In sum, I believe section 153.0071 of the Family Code precludes a broad best-interest inquiry. A trial court may, however, when presented with evidence that entering judgment on an MSA could endanger the safety and welfare of a child, refuse to enter judgment on the MSA. But because the record before us today reveals no legally sufficient evidence that entering judgment on the MSA could endanger the safety and welfare of the child, I join all but Parts IV and VI of the Court's opinion, as well as its decision that conditional mandamus relief is warranted. See Walker, 827 S.W.2d at 840.

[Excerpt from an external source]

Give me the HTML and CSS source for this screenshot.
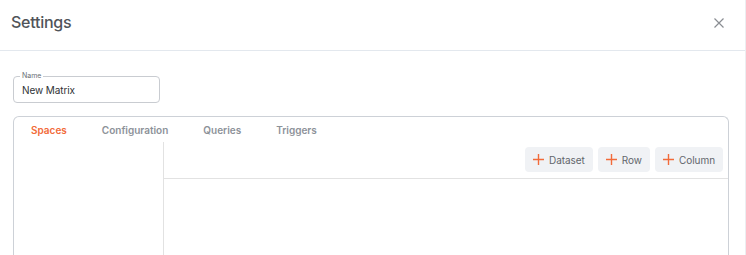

Justice LEHRMANN announced the Court's decision and delivered the opinion of the Court with respect to Parts I, II, III, V, and VII, in which Justice JOHNSON, Justice WILLETT, Justice GUZMAN, and Justice BOYD joined, and delivered an opinion with respect to Parts IV and VI, in which Justice JOHNSON, Justice WILLETT, and Justice BOYD joined.

Justice GUZMAN filed a concurring opinion. Justice GREEN filed a dissenting opinion, in which Chief Justice JEFFERSON, Justice HECHT, and Justice DEVINE joined.